En 2015, un projet de loi création (LCAP) circule dans les couloirs parlementaires. C’est alors que Fleur Pellerin, Ministre de la Culture et de la Communication, propose une médiation entre les producteurs phonographiques, les plateformes de streaming et les artistes autour du magistrat à la Cour des Comptes, Marc Schwartz. La GAM joue alors un rôle prépondérant dans ces négociations : nous soumettons des propositions majeures pour améliorer la transparence des informations et la rémunération des artistes. Après 4 mois d’âpres négociations, nous signons « les accords Schwartz » le 2 Octobre 2015. Ces accords reconnaissent notamment que l’assiette de rémunération des artistes n’est plus seulement le prix de gros hors taxe d’un support physique, mais un nuage financier opaque comportant des avances, des minima garantis et de prises de participation en capital que les producteurs s’engagent enfin à partager avec les artistes. Ces accords mettent aussi le doigt sur les pratiques opaques des abattements qui permettent aux producteurs de réduire notre rémunération à chaque investissement qu’ils font. L’engagement 5 de l’accord interdit la pratique de l’abattement dit « numérique » (qui n’avait aucune justification!).
Chaque engagement de ces Accords donneront lieu pendant 2 ans à des groupes de négociation entre la GAM, les syndicats d’artistes et de producteurs, pour les mettre en oeuvre.
En 2016, nous avons également conçu et défendu une dizaine d’amendements à la Loi Liberté de Création Architecture et Patrimoine.
Sur le plan pratique, nous organisons un évènement annuel (GAMday) qui consiste à favoriser la rencontre entre start-ups musicales et artistes, et à créer des débats où l’artiste a une position centrale.
On organise des workshops réguliers sur des sujets concrets comme la distribution digitale (merci Emily Gonneau :-)), l’outil « content ID » de YouTube, les subventions etc., et nous rédigeons des fiches pratiques à destination des adhérents.
Notre rôle, c’est aussi de permettre à la voix des artistes d’être médiatiquement audible, grâce à des tribunes, des pétitions, des communiqués de presse, des interviews et des campagnes médias.

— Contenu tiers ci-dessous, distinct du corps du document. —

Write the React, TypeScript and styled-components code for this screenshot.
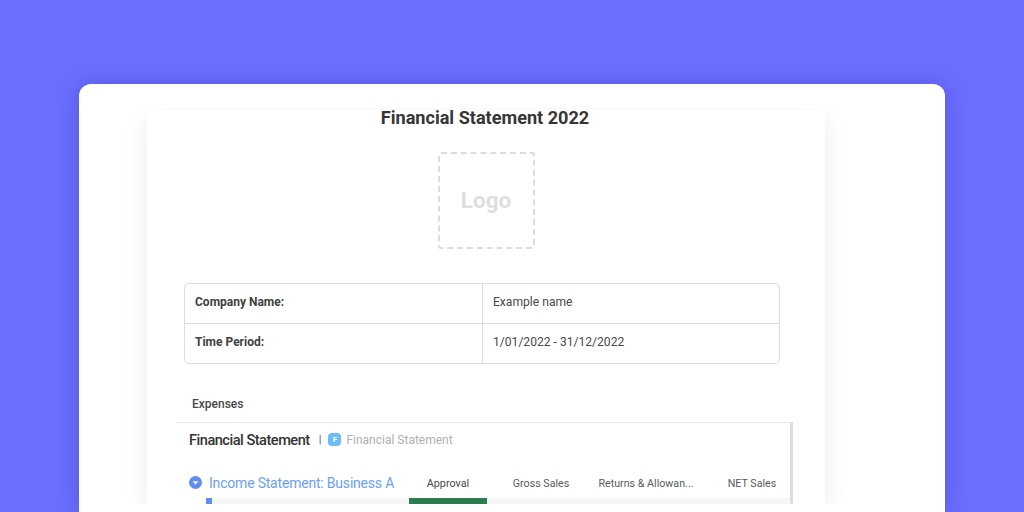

Nos difficultés, tout comme nos solutions, doivent être entendues. Car notre vocation est d’agir pour une transformation positive et équitable de la musique en ligne.
Aujourd’hui nous rassemblons plus de 430 artistes de toutes les esthétiques et nous avons gagné notre place à la table des discussions de l’industrie grâce à notre représentativité et à nos connaissances techniques des sujets qui nous touchent.
La GAM travaille toujours/à nouveau sur les négociations concernant une rémunération minimale garantie pour les interprètes sur l’exploitation digitale de leurs œuvres, notamment au niveau européen. Auprès de quels types d’acteurs de l’industrie musicale militez-vous et quelles sont vos revendications ?
Au niveau français, la Loi stipule que les artistes pourront bénéficier d’une « garantie de rémunération minimale » sur leurs revenus du streaming. Les syndicats doivent en revanche en négocier les modalités : est-ce un taux minimum ? Un forfait ? La GAM a toujours préconisé que ce soit sous forme d’un taux minimal à 2 chiffres pour que cela puisse correspondre à la réalité économique du streaming. Mais les négociations ont échoué une première fois en Juillet 2017. Elles reprennent en ce moment mais se concentrent sur la rémunération des musiciens dits d’accompagnement. Nous ne savons pas à ce stade si cela aboutira.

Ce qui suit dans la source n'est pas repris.